**Your objective**
Your output is the lines from the first one to the one containing "string; value: string", repeated exactly, with images left out.
— BEGIN —
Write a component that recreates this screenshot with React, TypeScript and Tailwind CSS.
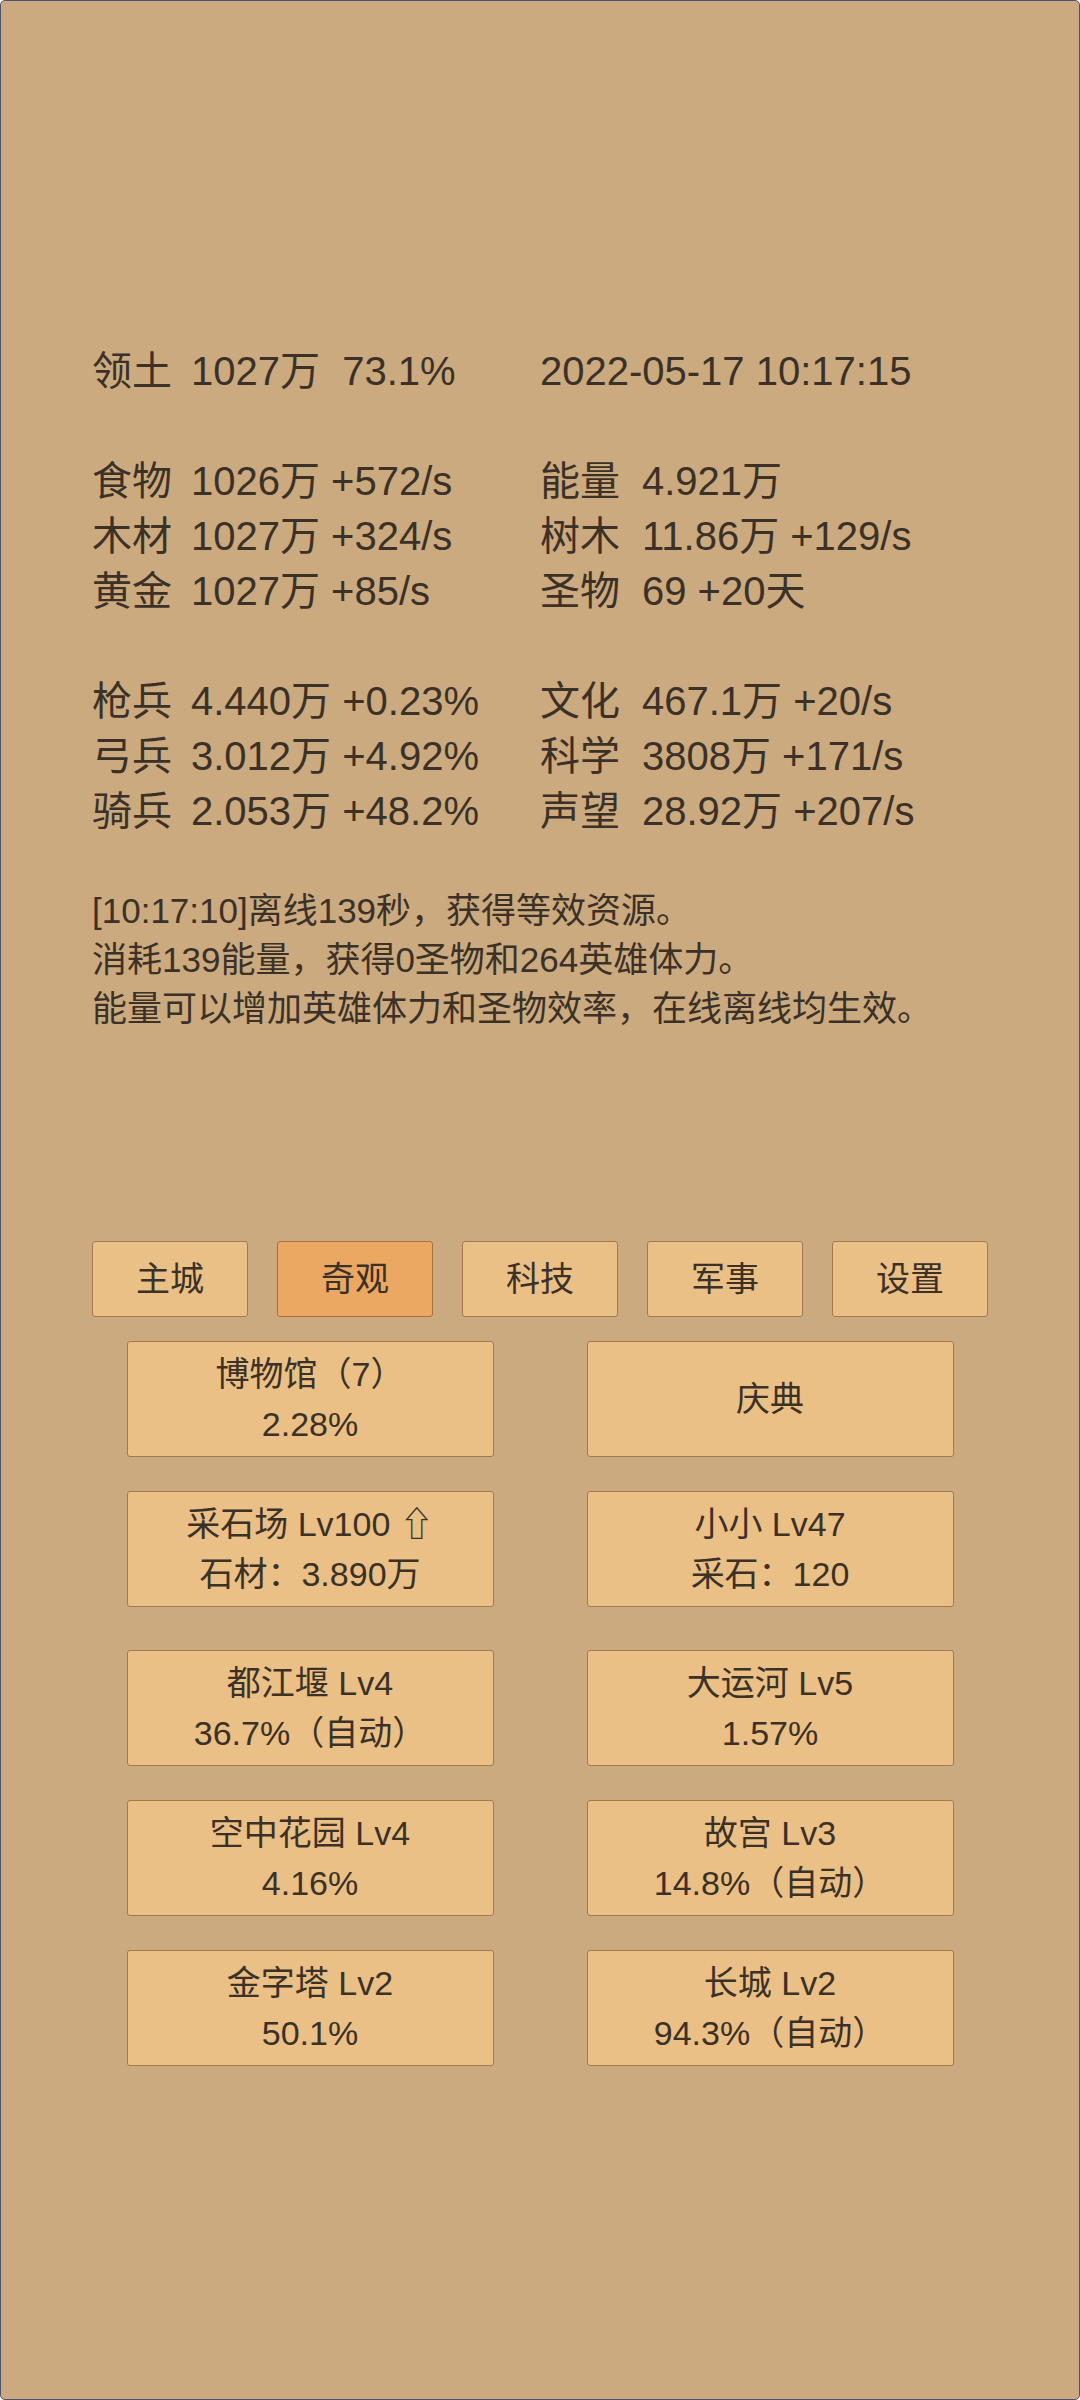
const font = {
  fontFamily: '"Liberation Sans", "Noto Sans CJK SC", "DejaVu Sans", sans-serif',
}

type Stat = { label: string; value: string }

const statGroups: [Stat, Stat][][] = [
  [[{ label: '领土', value: '1027万\u00a0\u00a073.1%' }, { label: '', value: '2022-05-17 10:17:15' }]],
  [
    [{ label: '食物', value: '1026万 +572/s' }, { label: '能量', value: '4.921万' }],
    [{ label: '木材', value: '1027万 +324/s' }, { label: '树木', value: '11.86万 +129/s' }],
    [{ label: '黄金', value: '1027万 +85/s' }, { label: '圣物', value: '69 +20天' }],
  ],
  [
    [{ label: '枪兵', value: '4.440万 +0.23%' }, { label: '文化', value: '467.1万 +20/s' }],
    [{ label: '弓兵', value: '3.012万 +4.92%' }, { label: '科学', value: '3808万 +171/s' }],
    [{ label: '骑兵', value: '2.053万 +48.2%' }, { label: '声望', value: '28.92万 +207/s' }],
  ],
]

const tabs = ['主城', '奇观', '科技', '军事', '设置']

const topCards = [
  ['博物馆（7）', '2.28%'],
  ['庆典'],
  ['采石场 Lv100 ⇧', '石材：3.890万'],
  ['小小 Lv47', '采石：120'],
]

const wonders = [
  ['都江堰 Lv4', '36.7%（自动）'],
  ['大运河 Lv5', '1.57%'],
  ['空中花园 Lv4', '4.16%'],
  ['故宫 Lv3', '14.8%（自动）'],
  ['金字塔 Lv2', '50.1%'],
  ['长城 Lv2', '94.3%（自动）'],
]

function StatCell({ stat, right }: { stat: Stat; right?: boolean }) {
  return (
    <div className="whitespace-pre">
      {stat.label && (
        <span className={right ? 'inline-block w-[102px]' : 'inline-block w-[99px]'}>{stat.label}</span>
      )}
      <span>{stat.value}</span>
    </div>
  )
}

function Card({ lines }: { lines: string[] }) {
  return (
    <div className="h-[116px] w-[367px] flex flex-col items-center justify-center rounded-[3px] border border-[#a47a4c] bg-[#eac086] text-[34px] leading-[50px]">
      {lines.map((l) => (
        <div key={l} className="whitespace-pre">{l}</div>
      ))}
    </div>
  )
}

export default function App() {
  return (
    <div
      style={font}
      className="w-[1080px] h-[2400px] overflow-hidden rounded-[5px] border border-[#4f5472] bg-[#cbaa80] text-[#3b3127]"
    >
      <div className="pt-[343px] pl-[91px] text-[40px] leading-[55px]">
        {statGroups.map((group, gi) => (
          <div key={gi} className={gi > 0 ? 'mt-[55px]' : ''}>
            {group.map((row, ri) => (
              <div key={ri} className="flex">
                <div className="w-[448px]">
                  <StatCell stat={row[0]} />
                </div>
                <StatCell stat={row[1]} right />
              </div>
            ))}
          </div>
        ))}
      </div>

      <div className="mt-[47px] pl-[91px] text-[35px] leading-[49px]">
        <div>[10:17:10]离线139秒，获得等效资源。</div>
        <div>消耗139能量，获得0圣物和264英雄体力。</div>
        <div>能量可以增加英雄体力和圣物效率，在线离线均生效。</div>
      </div>

      <div className="mt-[208px] flex justify-center gap-[29px]">
        {tabs.map((t) => (
          <div
            key={t}
            className={
              'h-[76px] w-[156px] flex items-center justify-center rounded-[3px] border text-[34px] ' +
              (t === '奇观' ? 'bg-[#eba862] border-[#a8703e]' : 'bg-[#eac086] border-[#a47a4c]')
            }
          >
            {t}
          </div>
        ))}
      </div>

      <div className="mt-[24px] grid grid-cols-[367px_367px] justify-center gap-x-[93px] gap-y-[34px]">
        {topCards.map((c) => (
          <Card key={c[0]} lines={c} />
        ))}
      </div>

      <div className="mt-[43px] grid grid-cols-[367px_367px] justify-center gap-x-[93px] gap-y-[34px]">
        {wonders.map((c) => (
          <Card key={c[0]} lines={c} />
        ))}
      </div>
    </div>
  )
}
— END —
**Output of the exercise**
Write a component that recreates this screenshot with React, TypeScript and Tailwind CSS.
const font = {
  fontFamily: '"Liberation Sans", "Noto Sans CJK SC", "DejaVu Sans", sans-serif',
}

type Stat = { label: string; value: string }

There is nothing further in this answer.